- Cover of 1969 souvenir program
- Music: Meredith Willson
- Lyrics: Meredith Willson
- Book: Meredith Willson Richard Morris
- Productions: 1969 Los Angeles / San Francisco

= 1491 (musical) =

American musical

1491 is a musical centered around Christopher Columbus before his voyage to discover the New World. Music and lyrics are by American composer and playwright Meredith Willson. It was Willson's final musical. The book was by Willson and Richard Morris (Note: Morris' other credits include the screenplay of the 1967 film Thoroughly Modern Millie.) with additional material by Ira Barmak, (Note: Barmak's other credits including production of the 1987 film Hotel Colonial.) and was based on an idea by Ed Ainsworth, a columnist for the Los Angeles Times.

==History==
The musical was intended to open in California in 1967, before transferring to Broadway. Willson spent two years researching Columbus and traveling in Spain and Italy for possible material.
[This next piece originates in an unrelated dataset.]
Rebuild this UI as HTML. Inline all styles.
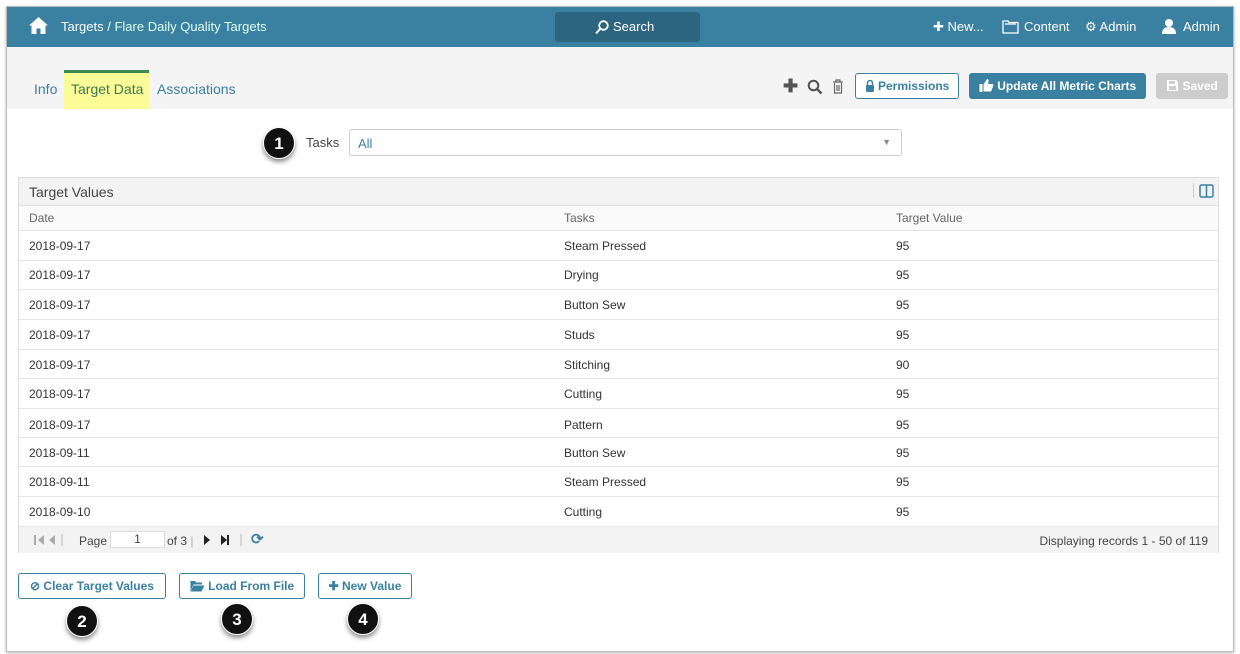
<!DOCTYPE html>
<html><head><style>
*{box-sizing:border-box;margin:0;padding:0}
body{width:1240px;height:654px;background:#fff;font-family:"Liberation Sans",sans-serif;position:relative;overflow:hidden;font-size:12px;color:#333}
.frame{position:absolute;left:6px;top:6px;width:1228px;height:646px;border:1px solid #bbb;box-shadow:0 1px 3px rgba(0,0,0,.3);overflow:hidden}
.top{position:absolute;left:0;top:0;width:100%;height:40px;background:#3a80a1;color:#fff;font-size:13px}
.top span{position:absolute;top:12px}
.search{position:absolute;left:548px;top:5px;width:145px;height:30px;background:#2b6580;border-radius:3px}
.sub{position:absolute;left:0;top:40px;width:100%;height:62px;background:#f4f4f4}
.tab{position:absolute;top:74px;font-size:14px;color:#3a80a1}
.btn{position:absolute;height:26px;border:1px solid #3a80a1;border-radius:3px;color:#3a80a1;font-weight:bold;font-size:12px;line-height:24px;text-align:center;background:#fff}
.btn svg{vertical-align:-2px}
.badge{position:absolute;width:32px;height:32px;border-radius:50%;background:#111;color:#fff;font-size:17px;font-weight:bold;text-align:center;line-height:32px;box-shadow:0 3px 5px rgba(0,0,0,.45);border:1.5px solid #fff}
.tbl{position:absolute;left:11px;top:170px;width:1201px;height:376px;border:1px solid #ddd}
.row{position:absolute;left:0;width:100%;border-bottom:1px solid #e6e6e6;font-size:12px}
.row span{position:absolute}
</style></head><body>
<div class="frame">
<div class="top">
<svg style="position:absolute;left:21px;top:9px" width="21" height="19" viewBox="0 0 21 19"><path d="M10.5 1 L20 9.5 L17.5 9.5 L17.5 18 L12.5 18 L12.5 12.5 L8.5 12.5 L8.5 18 L3.5 18 L3.5 9.5 L1 9.5 Z" fill="#fff"/></svg>
<span style="left:54px">Targets <span style="position:static;color:#dfe">/ Flare Daily Quality Targets</span></span>
<div class="search"><svg style="position:absolute;left:40px;top:8px" width="14" height="15"><circle cx="8.5" cy="5.5" r="4.3" stroke="#fff" stroke-width="1.8" fill="none"/><path d="M5.5 8.5 L1 13.5" stroke="#fff" stroke-width="2"/></svg><span style="left:58px;top:7px">Search</span></div>
<span style="left:926px">✚ New...</span>
<svg style="position:absolute;left:995px;top:12px" width="17" height="15"><path d="M1 2 H6 L7 3.5 H16 V14 H1 Z M3 5 H14" stroke="#fff" stroke-width="1.3" fill="none"/></svg>
<span style="left:1017px">Content</span>
<span style="left:1078px">⚙ Admin</span>
<svg style="position:absolute;left:1154px;top:11px" width="16" height="16"><circle cx="8" cy="5" r="4" fill="#fff"/><path d="M1 16 Q1 9 8 9 Q15 9 15 16 Z" fill="#fff"/></svg>
<span style="left:1176px">Admin</span>
</div>
<div class="sub"></div>
<div style="position:absolute;left:57px;top:63px;width:85px;height:39px;background:#fbfb98;border-top:3px solid #3d8a4f"></div>
<div class="tab" style="left:27px">Info</div>
<div class="tab" style="left:64px;color:#3d7a4f">Target Data</div>
<div class="tab" style="left:150px">Associations</div>
<div style="position:absolute;left:776px;top:69px;font-size:18px;font-weight:bold;color:#555">✚</div>
<svg style="position:absolute;left:800px;top:72px" width="16" height="16"><circle cx="6.5" cy="6.5" r="4.8" stroke="#555" stroke-width="2" fill="none"/><path d="M10 10 L14.5 14.5" stroke="#555" stroke-width="2.5"/></svg>
<svg style="position:absolute;left:825px;top:72px" width="12" height="15"><path d="M1 3 H11 M4 3 V1 H8 V3 M2.5 4 V14 H9.5 V4 M5 6 V12 M7 6 V12" stroke="#666" stroke-width="1.2" fill="none"/></svg>
<div class="btn" style="left:848px;top:66px;width:104px"><svg width="10" height="13"><path d="M2.5 6 V4 A2.5 2.5 0 0 1 7.5 4 V6" stroke="#3a80a1" stroke-width="1.5" fill="none"/><rect x="1" y="6" width="8" height="7" rx="1" fill="#3a80a1"/></svg> Permissions</div>
<div class="btn" style="left:962px;top:66px;width:177px;background:#3a80a1;color:#fff"><svg width="15" height="14"><rect x="0.5" y="6" width="3" height="8" fill="#fff"/><path d="M4.5 6.5 L8 1 Q10 1 9.5 4 L9 6 H13.5 Q15 6.5 14 8.5 L12 13.5 H4.5 Z" fill="#fff"/></svg> Update All Metric Charts</div>
<div class="btn" style="left:1149px;top:66px;width:72px;background:#ccc;border-color:#ccc;color:#fff"><svg width="13" height="13"><path d="M1 1 H10 L12 3 V12 H1 Z" fill="#fff"/><rect x="3" y="2" width="6" height="3" fill="#ccc"/><rect x="3" y="7" width="7" height="4" fill="#ccc"/></svg> Saved</div>
<div class="badge" style="left:256px;top:120px">1</div>
<div style="position:absolute;left:299px;top:128px;font-size:13px;color:#444">Tasks</div>
<div style="position:absolute;left:342px;top:122px;width:553px;height:27px;border:1px solid #ccc;border-radius:3px;color:#3a80a1;font-size:13px;padding:6px 8px">All<span style="position:absolute;right:10px;top:7px;color:#888;font-size:9px">▼</span></div>
<div class="tbl">
<div style="position:absolute;left:0;top:0;width:100%;height:28px;background:#f3f3f3;border-bottom:1px solid #ddd;font-size:14px;padding:6px 10px;color:#444">Target Values<svg style="position:absolute;right:4px;top:6px" width="15" height="14"><rect x="1" y="1" width="13" height="12" rx="1.5" stroke="#3a80a1" stroke-width="1.5" fill="none"/><path d="M7.5 1 V13" stroke="#3a80a1" stroke-width="1.5"/></svg><span style="position:absolute;right:24px;top:5px;height:15px;border-left:1px solid #ccc"></span></div>
<div class="row" style="top:28px;height:25px;background:#fafafa;color:#666"><span style="left:10px;top:5px">Date</span><span style="left:545px;top:5px">Tasks</span><span style="left:877px;top:5px">Target Value</span></div>
<div class="row" style="top:53px;height:30px"><span style="left:10px;top:8px">2018-09-17</span><span style="left:545px;top:8px">Steam Pressed</span><span style="left:877px;top:8px">95</span></div>
<div class="row" style="top:83px;height:29px"><span style="left:10px;top:7px">2018-09-17</span><span style="left:545px;top:7px">Drying</span><span style="left:877px;top:7px">95</span></div>
<div class="row" style="top:112px;height:30px"><span style="left:10px;top:8px">2018-09-17</span><span style="left:545px;top:8px">Button Sew</span><span style="left:877px;top:8px">95</span></div>
<div class="row" style="top:142px;height:30px"><span style="left:10px;top:8px">2018-09-17</span><span style="left:545px;top:8px">Studs</span><span style="left:877px;top:8px">95</span></div>
<div class="row" style="top:172px;height:29px"><span style="left:10px;top:8px">2018-09-17</span><span style="left:545px;top:8px">Stitching</span><span style="left:877px;top:8px">90</span></div>
<div class="row" style="top:201px;height:30px"><span style="left:10px;top:8px">2018-09-17</span><span style="left:545px;top:8px">Cutting</span><span style="left:877px;top:8px">95</span></div>
<div class="row" style="top:231px;height:29px"><span style="left:10px;top:9px">2018-09-17</span><span style="left:545px;top:9px">Pattern</span><span style="left:877px;top:9px">95</span></div>
<div class="row" style="top:260px;height:29px"><span style="left:10px;top:8px">2018-09-11</span><span style="left:545px;top:8px">Button Sew</span><span style="left:877px;top:8px">95</span></div>
<div class="row" style="top:289px;height:30px"><span style="left:10px;top:8px">2018-09-11</span><span style="left:545px;top:8px">Steam Pressed</span><span style="left:877px;top:8px">95</span></div>
<div class="row" style="top:319px;height:30px"><span style="left:10px;top:8px">2018-09-10</span><span style="left:545px;top:8px">Cutting</span><span style="left:877px;top:8px">95</span></div>
<div style="position:absolute;left:0;top:349px;width:100%;height:26px;background:#f3f3f3;font-size:12px;color:#444">
<svg style="position:absolute;left:14px;top:7px" width="50" height="12"><rect x="1" y="1" width="2" height="10" fill="#aaa"/><path d="M11 1 L5 6 L11 11 Z M22 1 L16 6 L22 11 Z" fill="#aaa"/><path d="M29 0 V12" stroke="#bbb"/></svg>
<span style="position:absolute;left:60px;top:7px">Page</span>
<span style="position:absolute;left:91px;top:4px;width:55px;height:17px;background:#fff;border:1px solid #ddd;text-align:center;line-height:15px">1</span>
<span style="position:absolute;left:148px;top:7px">of 3 <span style="color:#aaa">|</span></span>
<svg style="position:absolute;left:183px;top:7px" width="50" height="12"><path d="M2 1 L8 6 L2 11 Z M19 1 L25 6 L19 11 Z" fill="#222"/><rect x="25" y="1" width="2" height="10" fill="#222"/><path d="M39 0 V12" stroke="#bbb"/></svg>
<span style="position:absolute;left:232px;top:3px;color:#3a80a1;font-size:15px;font-weight:bold">⟳</span>
<span style="position:absolute;right:10px;top:7px">Displaying records 1 - 50 of 119</span>
</div>
</div>
<div class="btn" style="left:11px;top:566px;width:148px">⊘ Clear Target Values</div>
<div class="btn" style="left:172px;top:566px;width:126px"><svg width="15" height="12"><path d="M0.5 1 H5 L6 2.5 H12 V4.5 H3.5 L0.5 11 Z M3.5 5.5 H14.5 L11.5 11.5 H0.5 Z" fill="#3a80a1"/></svg> Load From File</div>
<div class="btn" style="left:311px;top:566px;width:94px">✚ New Value</div>
<div class="badge" style="left:59px;top:598px">2</div>
<div class="badge" style="left:214px;top:596px">3</div>
<div class="badge" style="left:340px;top:596px">4</div>
</div>
</body></html>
Produced by the Los Angeles Civic Light Opera, the musical opened in Los Angeles on September 2, 1969, and later transferred to San Francisco where it closed on December 13, 1969. The musical closed before reaching Broadway.

Richard Morris was the director, Edwin Lester was the producer, and Danny Daniels was the choreographer. John Cullum starred as Christopher Columbus and Chita Rivera starred as his mistress. Jean Fenn played Queen Isabella. Initially, Sergio Franchi had been cast as Columbus.